The EU has been increasingly caught up in its own internal struggles over the past years – migration, populism, Brexit – and is facing fundamental challenges to its core principles and values from problematic member states such as Poland, Hungary or Romania. Russia stands only to benefit from such internal divisions. As usual, Moscow has three main instruments to exert significant political influence in its “near abroad”, but also to expand it in the formerly communist Central Europe and further towards the West.
Its main weapons to do so are (i) direct military intervention and conflict fueling in ex-USSR states; (ii) “hybrid war” methods such as cyberattacks, disinformation, trolls, covert financing of extremist parties and the like; and (iii) its energy leverage.
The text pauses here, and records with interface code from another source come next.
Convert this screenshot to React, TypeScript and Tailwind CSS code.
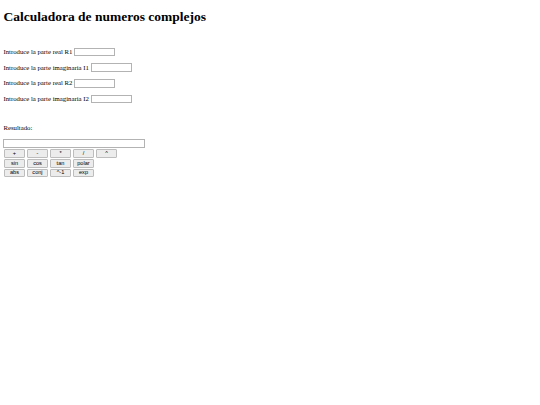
import React from "react";

const serif = { fontFamily: '"Liberation Serif", "Times New Roman", serif' };
const sans = { fontFamily: '"Liberation Sans", Arial, sans-serif' };

function Field({ label }: { label: string }) {
  return (
    <div className="flex h-[8.8px] items-center gap-[1.7px] text-[6.75px] leading-[7.8px]">
      <span className="whitespace-nowrap">{label}</span>
      <input
        type="text"
        className="box-border h-[8.6px] w-[41px] border border-[#b3b3b3] bg-white outline-none"
      />
    </div>
  );
}

function Btn({ label }: { label: string }) {
  return (
    <button
      type="button"
      style={sans}
      className="box-border flex h-[8.4px] w-[21px] items-center justify-center rounded-[1px] border border-[#bdbdbd] bg-[#ececec] p-0 text-[5.6px] leading-none text-black"
    >
      {label}
    </button>
  );
}

export default function App() {
  const rows = [
    ["+", "-", "*", "/", "^"],
    ["sin", "cos", "tan", "polar"],
    ["abs", "conj", "^-1", "exp"],
  ];
  return (
    <div style={serif} className="min-h-[405px] w-[540px] bg-white px-[3.4px] pt-[9.4px] text-black">
      <h1 className="text-[13.5px] font-bold leading-[15.5px]">Calculadora de numeros complejos</h1>
      <div className="mt-[22.9px] flex flex-col gap-[6.8px]">
        <Field label="Introduce la parte real R1" />
        <Field label="Introduce la parte imaginaria I1" />
        <Field label="Introduce la parte real R2" />
        <Field label="Introduce la parte imaginaria I2" />
      </div>
      <div className="mt-[20.4px] text-[6.75px] leading-[7.8px]">Resultado:</div>
      <input
        type="text"
        className="mt-[7.4px] box-border block h-[8.6px] w-[142px] border border-[#b3b3b3] bg-white outline-none"
      />
      <div className="mt-[1.6px] flex flex-col gap-[1.6px]">
        {rows.map((r, i) => (
          <div key={i} className="flex gap-[2px] pl-[0.6px]">
            {r.map((l) => (
              <Btn key={l} label={l} />
            ))}
          </div>
        ))}
      </div>
    </div>
  );
}
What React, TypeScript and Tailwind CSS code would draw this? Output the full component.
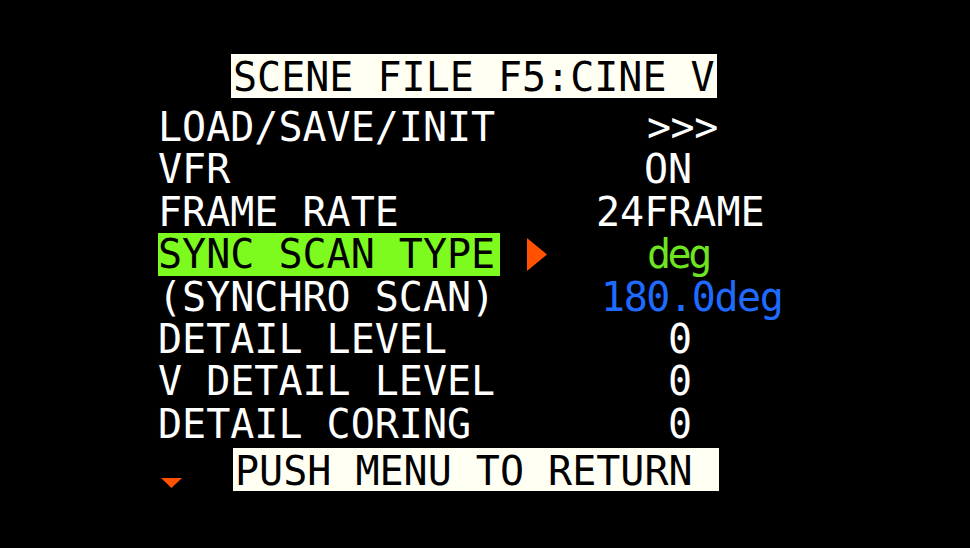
import React from 'react';

const rows: { label: string; value: string; offset: string; tone?: string }[] = [
  { label: 'LOAD/SAVE/INIT', value: '>>>', offset: 'ml-[53px] tracking-[-0.5px]' },
  { label: 'VFR', value: 'ON', offset: 'ml-[50px]' },
  { label: 'FRAME RATE', value: '24FRAME', offset: 'ml-[2px]' },
];

const rest: { label: string; value: string; offset: string; tone?: string }[] = [
  { label: '(SYNCHRO SCAN)', value: '180.0deg', offset: 'ml-[7px] tracking-[-1.4px]', tone: 'text-[#1f6bff]' },
  { label: 'DETAIL LEVEL', value: '0', offset: 'ml-[74px]' },
  { label: 'V DETAIL LEVEL', value: '0', offset: 'ml-[74px]' },
  { label: 'DETAIL CORING', value: '0', offset: 'ml-[74px]' },
];

function Row({ label, value, offset, tone }: { label: string; value: string; offset: string; tone?: string }) {
  return (
    <div className="flex h-[42.4px] leading-[42.4px] whitespace-pre">
      <span className="w-[436px] shrink-0">{label}</span>
      <span className={`${offset} ${tone ?? 'text-white'}`}>{value}</span>
    </div>
  );
}

export default function App() {
  return (
    <div className="w-[970px] h-[548px] bg-black overflow-hidden text-white font-['DejaVu_Sans_Mono',monospace] text-[40px]">
      <div className="pt-[54px] pl-[158px]">
        <div className="ml-[73px] w-[486px] h-[44px] bg-[#fffff4] text-black leading-[46px] pl-[2px] whitespace-pre">
          SCENE FILE F5:CINE V
        </div>

        <div className="mt-[8px]">
          {rows.map((r) => (
            <Row key={r.label} {...r} />
          ))}

          <div className="flex h-[42.4px] leading-[42.4px] whitespace-pre">
            <div className="w-[436px] shrink-0 flex items-start">
              <span className="w-[342px] bg-[#7dfa1e] text-black">SYNC SCAN TYPE</span>
              <svg className="ml-[27px] mt-[5px]" width="20" height="33" viewBox="0 0 20 33">
                <polygon points="0,0 20,16.5 0,33" fill="#ff5100" />
              </svg>
            </div>
            <span className="ml-[53px] tracking-[-3.5px] text-[#6fe522]">deg</span>
          </div>

          {rest.map((r) => (
            <Row key={r.label} {...r} />
          ))}

          <div className="flex items-start h-[46px] mt-[3px]">
            <svg className="ml-[3px] mt-[30px]" width="21" height="10" viewBox="0 0 21 10">
              <polygon points="0,0 21,0 10.5,10" fill="#ff5100" />
            </svg>
            <div className="ml-[51px] w-[486px] h-[43px] bg-[#fffff4] text-black leading-[46px] pl-[2px] whitespace-pre">
              PUSH MENU TO RETURN
            </div>
          </div>
        </div>
      </div>
    </div>
  );
}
As we noted in the previous edition of our report, the EU itself has been much more vulnerable in the early 2000s than it is today to Russia’s energy leverage. Two gas crises (2006, 2009) and the military aggression in Ukraine (2014) gave the Union a strong impetus to accelerate the integration of its energy market and push for the implementation of the Third Energy Package, a process that would have been probably much slower without this sense of urgency. Interconnections and solidarity mechanisms against energy crises were also enhanced after the EC’s timely energy security stress tests in 2014, followed shortly by the adoption of the energy security strategy.
In our report, we find strong indications of Russian abusive behavior and strong similarity across Moldova, Hungary, Romania, Georgia and Ukraine, many of which are only partly understood in the West, as well as recommendations for EU institutions.